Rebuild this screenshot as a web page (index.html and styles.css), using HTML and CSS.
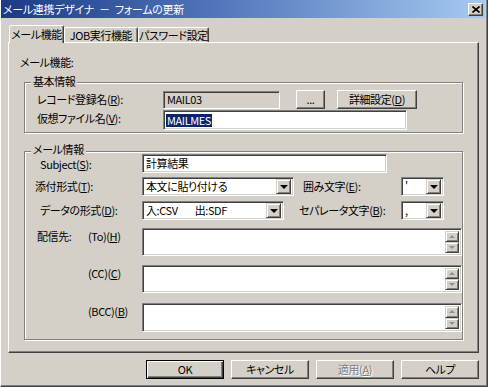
FILE: index.html
```html
<!DOCTYPE html>
<html lang="ja">
<head>
<meta charset="utf-8">
<title>メール連携デザイナ － フォームの更新</title>
<link rel="stylesheet" href="styles.css">
</head>
<body>
<div class="window">
  <div class="titlebar">
    <span class="title">メール連携デザイナ － フォームの更新</span>
    <span class="close"><svg width="8" height="7" viewBox="0 0 8 7"><path d="M0.5 0.5 L7.5 6.5 M7.5 0.5 L0.5 6.5" stroke="#000" stroke-width="1.6"/></svg></span>
  </div>

  <div class="tabs">
    <div class="tab active">メール機能</div>
    <div class="tab t2">JOB実行機能</div>
    <div class="tab t3">パスワード設定</div>
  </div>

  <div class="panel">
    <div class="caption">メール機能:</div>

    <div class="group g1">
      <span class="legend">基本情報</span>
      <div class="row r-rec">
        <span class="label l1">レコード登録名(<u>R</u>):</span>
        <div class="field disabled w-rec">MAIL03</div>
        <button class="btn b-dots">...</button>
        <button class="btn b-detail">詳細設定(<u>D</u>)</button>
      </div>
      <div class="row r-file">
        <span class="label l1">仮想ファイル名(<u>V</u>):</span>
        <div class="field w-file"><span class="sel">MAILMES</span></div>
      </div>
    </div>

    <div class="group g2">
      <span class="legend">メール情報</span>
      <div class="row r-subj">
        <span class="label l2 in3">Subject(<u>S</u>):</span>
        <div class="field w-subj">計算結果</div>
      </div>
      <div class="row r-att">
        <span class="label l2 out2">添付形式(<u>T</u>):</span>
        <div class="select w-att"><span class="val">本文に貼り付ける</span><span class="drop"></span></div>
        <span class="label l-enc">囲み文字(<u>E</u>):</span>
        <div class="select w-small"><span class="val">'</span><span class="drop"></span></div>
      </div>
      <div class="row r-data">
        <span class="label l2 in3">データの形式(<u>D</u>):</span>
        <div class="select w-data"><span class="val">入:CSV<span class="gap">出:SDF</span></span><span class="drop"></span></div>
        <span class="label l-sep">セパレータ文字(<u>B</u>):</span>
        <div class="select w-small"><span class="val">,</span><span class="drop"></span></div>
      </div>
      <div class="row trow ta1">
        <span class="label l-to1">配信先:</span>
        <span class="label l-to2">(To)(<u>H</u>)</span>
        <div class="textarea"><div class="sb"><span class="sbtn up"></span><span class="sbtn down"></span></div></div>
      </div>
      <div class="row trow ta2">
        <span class="label l-to1"></span>
        <span class="label l-to2">(CC)(<u>C</u>)</span>
        <div class="textarea"><div class="sb"><span class="sbtn up"></span><span class="sbtn down"></span></div></div>
      </div>
      <div class="row trow ta3">
        <span class="label l-to1"></span>
        <span class="label l-to2">(BCC)(<u>B</u>)</span>
        <div class="textarea"><div class="sb"><span class="sbtn up"></span><span class="sbtn down"></span></div></div>
      </div>
    </div>
  </div>

  <div class="buttons">
    <button class="btn dlg default">OK</button>
    <button class="btn dlg">キャンセル</button>
    <button class="btn dlg disabled-btn">適用(<u>A</u>)</button>
    <button class="btn dlg">ヘルプ</button>
  </div>
</div>
</body>
</html>
```

FILE: styles.css
```css
* { box-sizing: border-box; margin: 0; padding: 0; }
html, body { width: 488px; height: 387px; overflow: hidden; }
body {
  background: #D4D0C8;
  font-family: "Noto Sans CJK JP", "Noto Sans", sans-serif;
  font-size: 11px;
  line-height: 13px;
  color: #000;
  font-feature-settings: "palt" 1;
  letter-spacing: -0.4px;
}
u { text-decoration: underline; text-underline-offset: 1px; }

.window {
  width: 488px;
  height: 387px;
  display: flex;
  flex-direction: column;
  border-left: 1px solid #fff;
  border-right: 1px solid #404040;
  border-bottom: 1px solid #404040;
  box-shadow: inset -1px -1px 0 #808080;
  padding-right: 2px;
}

.titlebar {
  height: 18px;
  flex: none;
  display: flex;
  align-items: center;
  justify-content: space-between;
  padding: 0 2px;
  background: linear-gradient(to right, #1a3a86 0%, #5276bb 45%, #a6caf0 100%);
  color: #fff;
}
.title { font-size: 11px; line-height: 13px; letter-spacing: -0.3px; word-spacing: 3px; white-space: pre; }
.close {
  width: 15px;
  height: 13px;
  background: #D4D0C8;
  border: 1px solid;
  border-color: #fff #404040 #404040 #fff;
  box-shadow: inset -1px -1px 0 #808080;
  display: flex;
  align-items: center;
  justify-content: center;
}

/* tabs */
.tabs {
  margin-top: 7px;
  margin-left: 8px;
  height: 17px;
  display: flex;
  align-items: flex-end;
  flex: none;
  position: relative;
  z-index: 1;
}
.tab {
  height: 15px;
  border: 1px solid;
  border-bottom: none;
  border-color: #fff #404040 transparent #fff;
  box-shadow: inset -1px 0 0 #808080;
  border-radius: 2px 2px 0 0;
  display: flex;
  align-items: center;
  justify-content: center;
  background: #D4D0C8;
  white-space: nowrap;
  padding-top: 1px;
}
.tab.active { width: 55px; height: 18px; margin-bottom: -1px; padding-top: 0; }
.tab.t2 { width: 74px; }
.tab.t3 { width: 71px; }

.panel {
  margin-left: 7px;
  width: 471px;
  height: 311px;
  flex: none;
  border: 1px solid;
  border-color: #fff #404040 #404040 #fff;
  box-shadow: inset -1px -1px 0 #808080;
}
.caption { margin: 13px 0 0 11px; }

.group {
  position: relative;
  margin-left: 15px;
  width: 439px;
  border: 1px solid #808080;
  box-shadow: inset 1px 1px 0 #fff, 1px 1px 0 #fff;
  padding-left: 12px;
}
.legend {
  position: absolute;
  top: -7px;
  left: 6px;
  padding: 0 2px;
  line-height: 11px;
  background: #D4D0C8;
}
.g2 .legend { top: -8px; }
.g1 { margin-top: 13px; height: 51px; padding-top: 7px; }
.g2 { margin-top: 18px; height: 189px; padding-top: 1px; }

.row { display: flex; align-items: center; }
.label { flex: none; white-space: nowrap; }
.l1 { width: 126px; }
.l2 { width: 105px; }
.in3 { padding-left: 3px; }
.out2 { margin-left: -2px; width: 107px; }

.r-rec { height: 19px; }
.r-file { height: 20px; margin-top: 1px; }
.r-file .label { margin-top: -3px; }
.r-subj { height: 19px; margin-top: 1px; }
.r-subj .label { line-height: 11px; margin-top: 2px; }
.r-att { height: 19px; margin-top: 4px; }
.r-data { height: 19px; margin-top: 5px; }
.trow { align-items: flex-start; }
.ta1 { height: 28px; margin-top: 8px; }
.ta2 { height: 28px; margin-top: 9px; }
.ta3 { height: 29px; margin-top: 10px; }
.trow .label { padding-top: 2px; }
.l-to1 { width: 51px; }
.l-to2 { width: 54px; }

/* sunken fields */
.field, .select, .textarea {
  background: #fff;
  border: 1px solid;
  border-color: #808080 #fff #fff #808080;
  box-shadow: inset 1px 1px 0 #404040, inset -1px -1px 0 #D4D0C8;
  height: 100%;
  flex: none;
}
.field { padding: 0 3px; display: flex; align-items: center; white-space: nowrap; }
.field.disabled { background: #D4D0C8; }
.w-rec { width: 117px; height: 18px; }
.w-file { width: 244px; padding-left: 2px; }
.w-subj { width: 245px; }
.sel { background: #0A246A; color: #fff; padding: 0 1px; line-height: 13px; }

.select { display: flex; align-items: center; padding: 2px; }
.select .val { flex: 1; padding-left: 1px; white-space: nowrap; }
.gap { margin-left: 17px; }
.w-att { width: 152px; }
.w-data { width: 142px; }
.w-small { width: 43px; }
.l-enc { margin-left: 9px; width: 98px; }
.l-sep { margin-left: 15px; width: 102px; }
.drop {
  flex: none;
  width: 15px;
  height: 15px;
  background: #D4D0C8;
  border: 1px solid;
  border-color: #D4D0C8 #404040 #404040 #D4D0C8;
  box-shadow: inset 1px 1px 0 #fff, inset -1px -1px 0 #808080;
  display: flex;
  align-items: center;
  justify-content: center;
}
.drop::after {
  content: "";
  border-top: 4px solid #000;
  border-left: 4px solid transparent;
  border-right: 4px solid transparent;
  margin-top: 1px;
}

.textarea { width: 320px; display: flex; justify-content: flex-end; padding: 2px; }
.sb { width: 14px; display: flex; flex-direction: column; }
.sbtn {
  flex: 1;
  background: #D4D0C8;
  border: 1px solid;
  border-color: #D4D0C8 #404040 #404040 #D4D0C8;
  box-shadow: inset 1px 1px 0 #fff, inset -1px -1px 0 #808080;
  display: flex;
  align-items: center;
  justify-content: center;
}
.sbtn.up::after {
  content: "";
  border-bottom: 3px solid #909090;
  border-left: 3px solid transparent;
  border-right: 3px solid transparent;
}
.sbtn.down::after {
  content: "";
  border-top: 3px solid #909090;
  border-left: 3px solid transparent;
  border-right: 3px solid transparent;
}

/* buttons */
.btn {
  background: #D4D0C8;
  border: 1px solid;
  border-color: #fff #404040 #404040 #fff;
  box-shadow: inset -1px -1px 0 #808080;
  font: inherit;
  font-feature-settings: "palt" 1;
  letter-spacing: -0.4px;
  color: #000;
  height: 19px;
  flex: none;
  white-space: nowrap;
}
.b-dots { width: 29px; margin-left: 16px; }
.b-detail { width: 80px; margin-left: 12px; }

.buttons {
  margin-top: 7px;
  display: flex;
  justify-content: flex-end;
  gap: 7px;
  padding-right: 6px;
}
.dlg { width: 78px; }
.btn.default {
  border-color: #000;
  box-shadow: inset 1px 1px 0 #fff, inset -1px -1px 0 #404040, inset -2px -2px 0 #808080;
}
.disabled-btn { color: #808080; text-shadow: 1px 1px 0 #fff; }
```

* [Work to do]: Search the listing above for the string "index". Copy every line that contains it.

* [Reply]:
Rebuild this screenshot as a web page (index.html and styles.css), using HTML and CSS.
FILE: index.html
  z-index: 1;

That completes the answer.